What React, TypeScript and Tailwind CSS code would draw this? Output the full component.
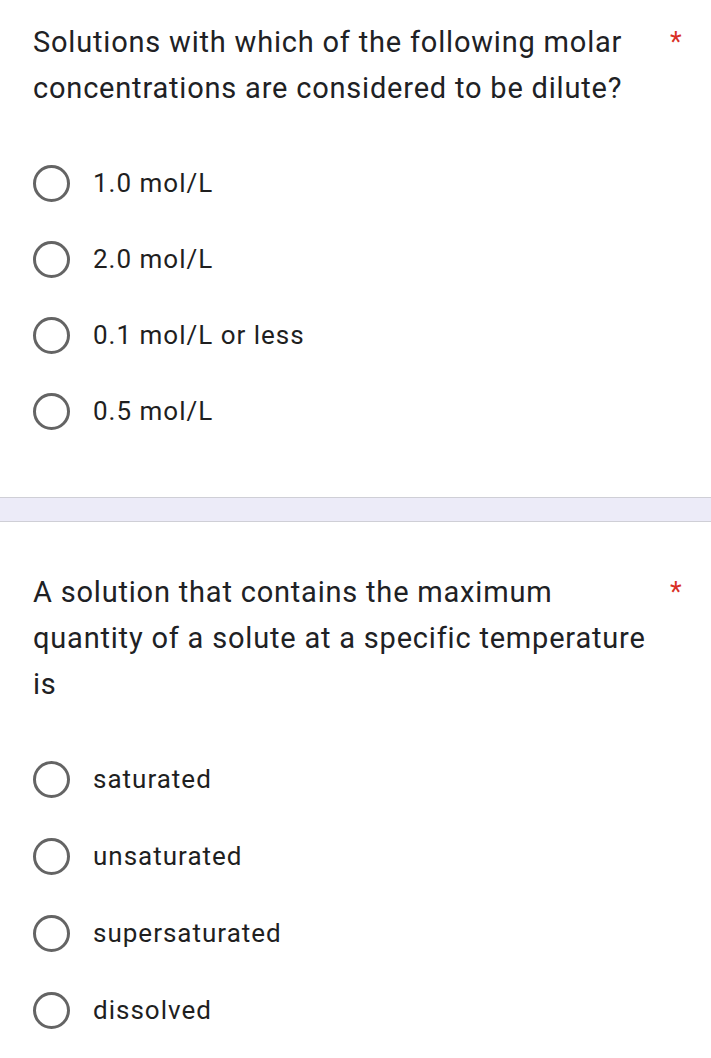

* * *

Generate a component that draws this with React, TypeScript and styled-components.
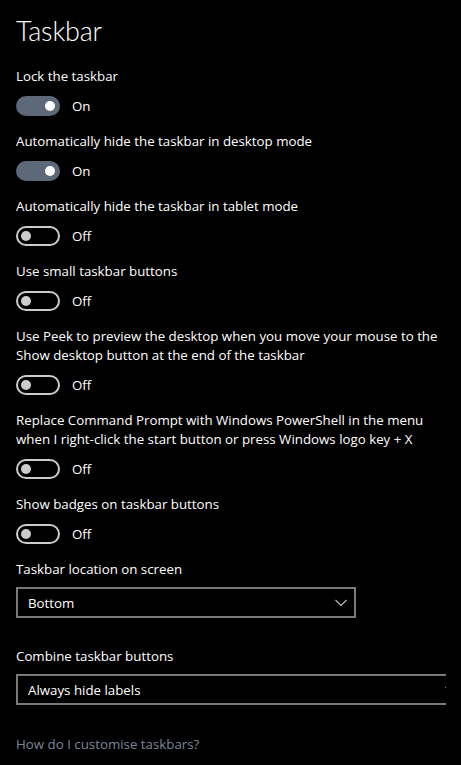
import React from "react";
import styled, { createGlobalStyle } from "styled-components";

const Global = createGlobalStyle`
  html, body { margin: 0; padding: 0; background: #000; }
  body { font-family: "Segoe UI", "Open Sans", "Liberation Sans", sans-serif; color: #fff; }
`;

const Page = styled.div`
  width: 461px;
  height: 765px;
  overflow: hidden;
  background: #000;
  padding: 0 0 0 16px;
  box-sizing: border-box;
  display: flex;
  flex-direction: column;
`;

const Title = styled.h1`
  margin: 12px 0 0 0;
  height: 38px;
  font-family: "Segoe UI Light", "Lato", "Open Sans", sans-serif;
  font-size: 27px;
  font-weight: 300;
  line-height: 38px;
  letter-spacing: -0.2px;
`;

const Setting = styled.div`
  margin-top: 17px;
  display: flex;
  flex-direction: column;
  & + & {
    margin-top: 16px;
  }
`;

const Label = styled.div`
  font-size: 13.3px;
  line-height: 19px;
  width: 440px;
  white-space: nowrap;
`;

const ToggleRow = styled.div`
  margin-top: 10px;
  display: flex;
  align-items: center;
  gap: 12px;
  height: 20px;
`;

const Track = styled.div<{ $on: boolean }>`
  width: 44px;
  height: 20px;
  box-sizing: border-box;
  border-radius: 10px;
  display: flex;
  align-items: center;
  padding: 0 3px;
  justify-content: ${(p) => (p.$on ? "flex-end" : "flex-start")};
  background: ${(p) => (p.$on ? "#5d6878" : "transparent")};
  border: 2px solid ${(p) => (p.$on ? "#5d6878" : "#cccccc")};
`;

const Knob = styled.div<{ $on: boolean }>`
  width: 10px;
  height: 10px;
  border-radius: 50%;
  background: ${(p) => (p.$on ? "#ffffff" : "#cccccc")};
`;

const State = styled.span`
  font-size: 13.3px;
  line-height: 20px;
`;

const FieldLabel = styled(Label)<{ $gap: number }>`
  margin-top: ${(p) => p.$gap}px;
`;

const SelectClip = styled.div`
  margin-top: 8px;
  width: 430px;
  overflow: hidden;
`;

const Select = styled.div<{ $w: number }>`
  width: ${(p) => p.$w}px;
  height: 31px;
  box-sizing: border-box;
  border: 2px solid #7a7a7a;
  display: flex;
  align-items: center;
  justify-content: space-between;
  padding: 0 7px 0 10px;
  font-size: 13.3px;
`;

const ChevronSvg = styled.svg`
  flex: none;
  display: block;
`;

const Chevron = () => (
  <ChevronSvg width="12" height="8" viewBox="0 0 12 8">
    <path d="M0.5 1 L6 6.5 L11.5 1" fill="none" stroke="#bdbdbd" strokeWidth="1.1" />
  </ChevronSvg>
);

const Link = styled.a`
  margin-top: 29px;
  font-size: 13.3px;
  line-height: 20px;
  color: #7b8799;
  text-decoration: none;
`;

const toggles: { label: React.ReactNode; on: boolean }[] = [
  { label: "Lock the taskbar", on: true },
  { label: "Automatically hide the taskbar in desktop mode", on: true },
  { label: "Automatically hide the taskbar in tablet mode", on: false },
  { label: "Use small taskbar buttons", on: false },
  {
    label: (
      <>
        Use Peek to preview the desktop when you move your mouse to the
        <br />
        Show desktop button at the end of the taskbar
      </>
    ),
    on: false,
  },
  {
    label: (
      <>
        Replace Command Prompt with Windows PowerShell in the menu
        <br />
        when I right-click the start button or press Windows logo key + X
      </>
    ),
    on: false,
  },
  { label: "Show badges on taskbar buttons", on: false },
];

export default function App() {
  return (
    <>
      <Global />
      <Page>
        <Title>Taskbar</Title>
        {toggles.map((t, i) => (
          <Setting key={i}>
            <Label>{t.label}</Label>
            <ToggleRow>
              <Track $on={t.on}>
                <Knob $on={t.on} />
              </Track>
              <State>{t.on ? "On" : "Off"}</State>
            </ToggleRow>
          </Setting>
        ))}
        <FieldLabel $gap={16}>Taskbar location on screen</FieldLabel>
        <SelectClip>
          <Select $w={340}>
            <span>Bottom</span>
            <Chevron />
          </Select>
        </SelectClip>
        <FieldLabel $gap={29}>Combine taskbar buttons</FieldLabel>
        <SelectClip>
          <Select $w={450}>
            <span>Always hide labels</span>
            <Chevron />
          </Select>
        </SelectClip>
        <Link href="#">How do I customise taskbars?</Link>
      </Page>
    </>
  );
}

--- WHAT IS BEING ASKED ---
Working from the listing above, pick out every line that has "this" and copy it.

--- RESPONSE TO THE TASK ---
What React, TypeScript and Tailwind CSS code would draw this? Output the full component.
Generate a component that draws this with React, TypeScript and styled-components.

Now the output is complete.